-- START DATASET SECTION --
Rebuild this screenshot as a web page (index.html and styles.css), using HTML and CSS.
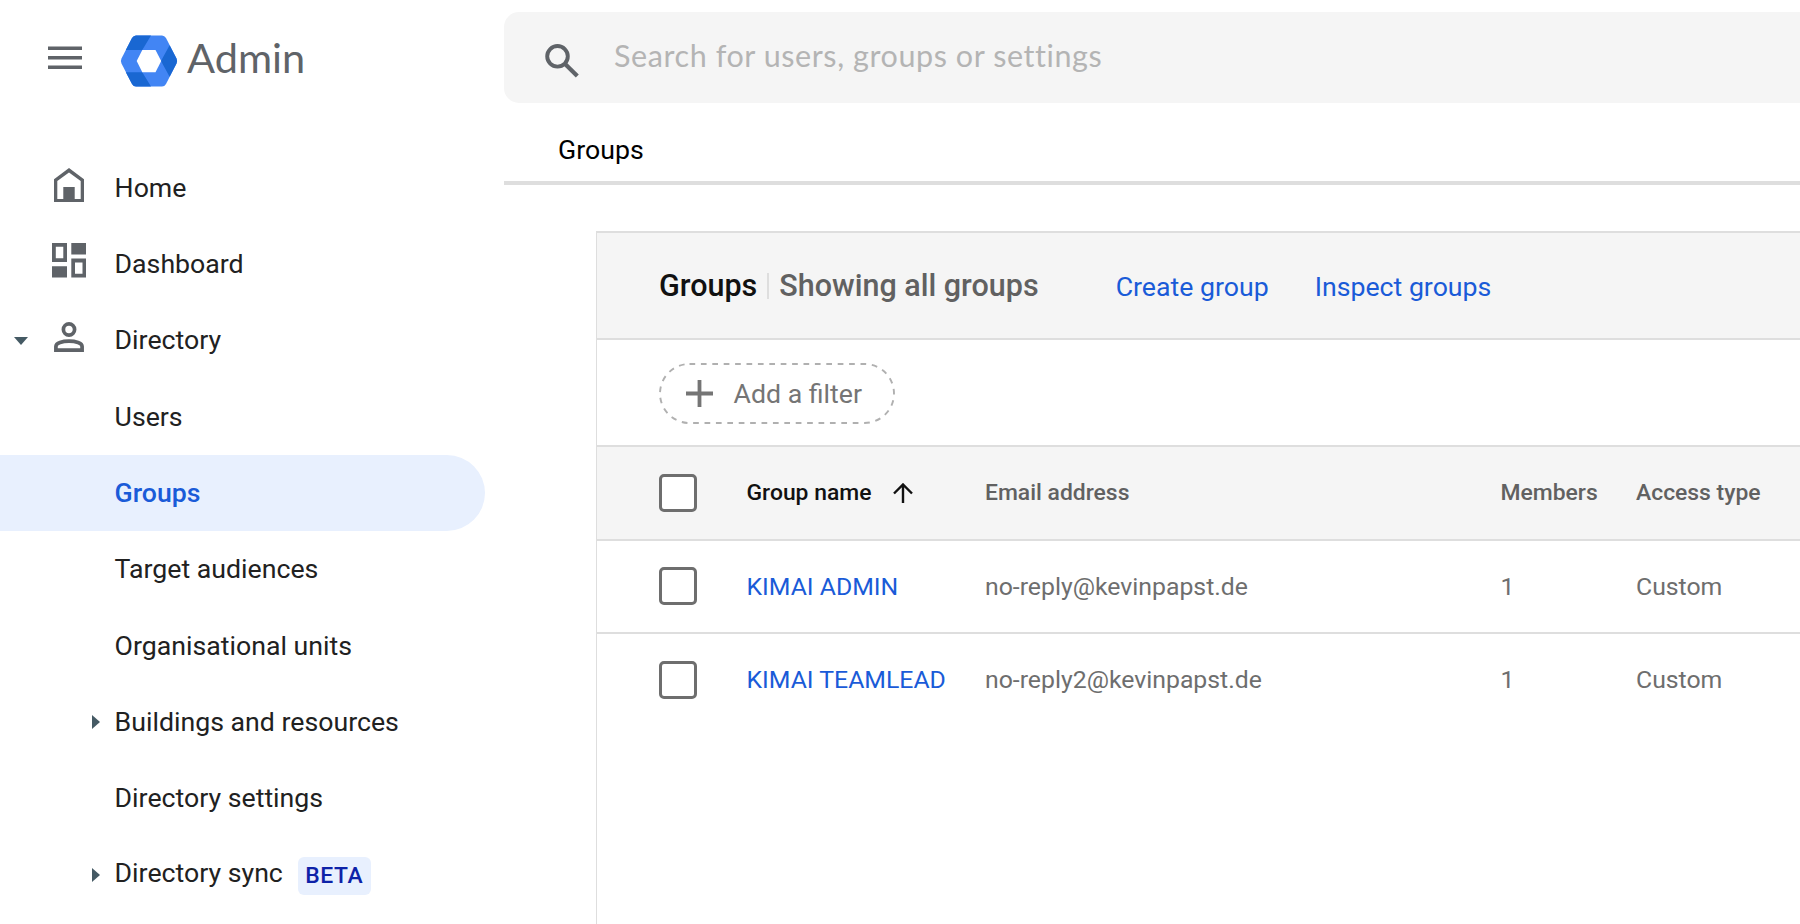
FILE: index.html
```html
<!DOCTYPE html>
<html lang="en">
<head>
<meta charset="utf-8">
<title>Admin</title>
<link rel="stylesheet" href="styles.css">
</head>
<body>
<div class="app">
  <aside class="sidebar">
    <header class="brand">
      <svg class="menu-icon" width="34" height="24" viewBox="0 0 34 24"><path d="M0 .5h34v3.6H0zM0 10h34v3.6H0zM0 19.4h34V23H0z"/></svg>
      <svg class="logo" width="58" height="52" viewBox="0 0 58 52">
        <path class="logo-light" d="M16 .5h26q2.500 0 4 2.500L56.500 23.500q1.200 2.500 0 5L46 49q-1.500 2.500-4 2.500H16q-2.500 0-4-2.500L1.500 28.500q-1.200-2.500 0-5L12 3Q13.500.500 16 .5z"/>
        <path class="logo-dark" d="M16 .5h15L22.300 15H5.800L12 3Q13.500.500 16 .5zM5.800 37.300h16.500L31 51.500H16q-2.500 0-4-2.500zM41 26l8.600-15.800L56.500 23.500q1.200 2.500 0 5L49.600 41.800z"/>
        <path class="logo-hole" d="M22.300 15H35.500l5.700 11.100-5.700 11.200H22.300L16.700 26.100z"/>
      </svg>
      <span class="brand-name">Admin</span>
    </header>
    <nav class="nav">
      <a class="nav-item"><span class="lead"><svg class="icon" width="30" height="34" viewBox="0 0 30 34"><path fill-rule="evenodd" d="M15 0 30 11.300V34H0V11.300zM15 4.500 3.300 13V31h6V19h11.400v12h6V13z"/></svg></span>Home</a>
      <a class="nav-item"><span class="lead"><svg class="icon" width="34" height="35" viewBox="0 0 34 35"><path fill-rule="evenodd" d="M0 0h15v19H0zM3.800 3.800v11.400h7.500V3.800zM19.300 0H34v11.400H19.300zM0 23.200h15v11.400H0zM19.300 15.600H34v19H19.300zM23 19.400v11.400h7.500V19.400z"/></svg></span>Dashboard</a>
      <a class="nav-item"><span class="lead"><i class="caret-down"></i><svg class="icon" width="30" height="30" viewBox="0 0 30 30"><path d="M15 1.900a5.600 5.600 0 1 1 0 11.200 5.600 5.600 0 0 1 0-11.200zM1.900 28.100v-3.700c0-7 26.200-7 26.200 0v3.700z" fill="none" stroke="#5f6368" stroke-width="3.700"/></svg></span>Directory</a>
      <a class="nav-item"><span class="lead"></span>Users</a>
      <a class="nav-item active"><span class="lead"></span>Groups</a>
      <a class="nav-item"><span class="lead"></span>Target audiences</a>
      <a class="nav-item"><span class="lead"></span>Organisational units</a>
      <a class="nav-item"><span class="lead"><i class="caret-right"></i></span>Buildings and resources</a>
      <a class="nav-item"><span class="lead"></span>Directory settings</a>
      <a class="nav-item sync"><span class="lead"><i class="caret-right"></i></span><span class="sync-label">Directory sync</span><span class="beta">BETA</span></a>
    </nav>
  </aside>
  <main class="main">
    <div class="search">
      <svg class="search-icon" width="34" height="34" viewBox="0 0 34 34"><g fill="none" stroke="#5f6368" stroke-width="3.900"><circle cx="12.500" cy="12.300" r="10.300"/><path d="M19.600 19.400 32.300 32.100" stroke-width="4.200"/></g></svg>
      <span class="placeholder">Search for users, groups or settings</span>
    </div>
    <div class="crumb">Groups</div>
    <section class="card">
      <div class="card-head">
        <h1 class="title">Groups</h1><span class="bar"></span><h2 class="subtitle">Showing all groups</h2>
        <a class="link create">Create group</a><a class="link inspect">Inspect groups</a>
      </div>
      <div class="filters">
        <button class="chip">
          <svg class="chip-outline" width="236" height="61" viewBox="0 0 236 61"><rect x="1" y="1" width="234" height="59" rx="29.500"/></svg>
          <svg class="plus" width="27" height="27" viewBox="0 0 27 27"><path d="M11.600 0h3.800v11.600H27v3.800H15.400V27h-3.800V15.400H0v-3.800h11.600z"/></svg>
          <span class="chip-label">Add a filter</span>
        </button>
      </div>
      <div class="row head">
        <span class="check"></span>
        <span class="name">Group name<svg class="sort" width="20" height="20" viewBox="0 0 20 20"><path d="M10 20V1.600M1 10.500l9-9 9 9" fill="none" stroke="#111" stroke-width="2.400"/></svg></span>
        <span class="email">Email address</span><span class="members">Members</span><span class="access">Access type</span>
      </div>
      <div class="row">
        <span class="check"></span><a class="name">KIMAI ADMIN</a><span class="email">no-reply@kevinpapst.de</span><span class="members">1</span><span class="access">Custom</span>
      </div>
      <div class="row last">
        <span class="check"></span><a class="name">KIMAI TEAMLEAD</a><span class="email">no-reply2@kevinpapst.de</span><span class="members">1</span><span class="access">Custom</span>
      </div>
    </section>
  </main>
</div>
</body>
</html>
```
FILE: styles.css
```css
* { box-sizing: border-box; }
body { margin: 0; background: #fff; font-family: Roboto, sans-serif; color: #212121; overflow: hidden; }
.app { display: flex; height: 924px; }
.sidebar { width: 504px; flex: none; }
.brand { height: 149.400px; display: flex; align-items: flex-start; padding-left: 48px; }
.menu-icon { margin-top: 45.500px; fill: #5f6368; }
.logo { margin: 35px 0 0 38px; }
.logo-light { fill: #4285f4; }
.logo-dark { fill: #1967d2; }
.logo-hole { fill: #fff; }
.brand-name { margin: 32px 0 0 9px; font: 41.500px/50px Lato, sans-serif; color: #5f6368; }
.nav { display: flex; flex-direction: column; }
.nav-item { height: 76.350px; width: 485px; display: flex; align-items: center; font-size: 26.700px; white-space: nowrap; }
.active { background: #e8f0fe; color: #1a5bd8; font-weight: 500; border-radius: 0 38px 38px 0; }
.lead { width: 114.600px; height: 100%; flex: none; display: flex; align-items: center; justify-content: flex-end; }
.icon { fill: #5f6368; width: 34px; margin: 0 29px 6px 0; flex: none; }
.caret-down { border: 7.500px solid transparent; border-top: 8px solid #455a64; border-bottom: 0; margin: 1px 23.500px 0 0; }
.caret-right { border: 7.500px solid transparent; border-left: 8px solid #455a64; border-right: 0; margin-right: 14.500px; }
.sync-label { margin-top: -4px; }
.beta { margin: 2px 0 0 15px; width: 73px; height: 38px; border-radius: 6px; background: #e8f0fe; color: #0d22a8; font-size: 22.900px; font-weight: 500; letter-spacing: .6px; line-height: 38px; text-align: center; }
.main { flex: 1; min-width: 0; padding-top: 12px; }
.search { height: 91px; background: #f5f5f5; border-radius: 15px 0 0 15px; display: flex; align-items: center; padding-left: 41px; }
.search-icon { margin-top: 6px; }
.placeholder { margin: -5px 0 0 35px; font: 30.500px/40px Lato, sans-serif; letter-spacing: .58px; color: #b4b4b4; white-space: nowrap; }
.crumb { height: 82px; border-bottom: 4px solid #dedede; padding: 31px 0 0 54px; font-size: 26.700px; line-height: 32px; color: #000; }
.card { margin: 46px 0 0 92px; height: 693px; border: solid #dedede; border-width: 2px 0 0 1.500px; }
.card-head { height: 107px; background: #f5f5f5; border-bottom: 2px solid #dedede; display: flex; align-items: center; padding-left: 62px; white-space: nowrap; }
.title, .subtitle { margin: 0; font-size: 30.500px; font-weight: 500; line-height: 40px; color: #111; }
.subtitle { color: #616161; }
.bar { width: 2px; height: 26px; margin: 0 10px 0 10px; background: #dedede; }
.link { font-size: 26.700px; color: #1a5bd8; margin-top: 2px; }
.create { margin-left: 77px; }
.inspect { margin-left: 46px; }
.filters { height: 107px; border-bottom: 2px solid #dedede; padding: 23px 0 0 61.500px; }
.chip { position: relative; width: 236px; height: 61px; border: 0; background: none; padding: 0 0 0 27px; display: flex; align-items: center; font: 26.700px/32px Roboto, sans-serif; color: #757575; }
.chip-outline { position: absolute; inset: 0; fill: none; stroke: #b0b0b0; stroke-width: 1.900; stroke-dasharray: 5.700 5.700; }
.plus { fill: #757575; }
.chip-label { margin-left: 21px; }
.row { height: 93.700px; border-bottom: 2px solid #dedede; display: grid; grid-template-columns: 87.500px 238.500px 515.500px 135.500px 1fr; align-items: center; padding-left: 62px; font-size: 24.800px; color: #6e6e6e; white-space: nowrap; }
.row:not(.head) { padding-bottom: 1px; }
.last { border-bottom-color: transparent; }
.head { background: #f5f5f5; font-size: 22.900px; font-weight: 500; color: #616161; }
.check { width: 38px; height: 38px; border: 3.800px solid #6e6e6e; border-radius: 5px; background: #fff; }
.name { color: #1a5bd8; }
.head .name { color: #111; display: flex; align-items: center; }
.sort { margin-left: 22px; }
```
-- END DATASET SECTION --
WHAT THIS TASK INVOLVES | Gather each line of the listing containing the word "index" and show it.

FINAL RESULT |
Rebuild this screenshot as a web page (index.html and styles.css), using HTML and CSS.
FILE: index.html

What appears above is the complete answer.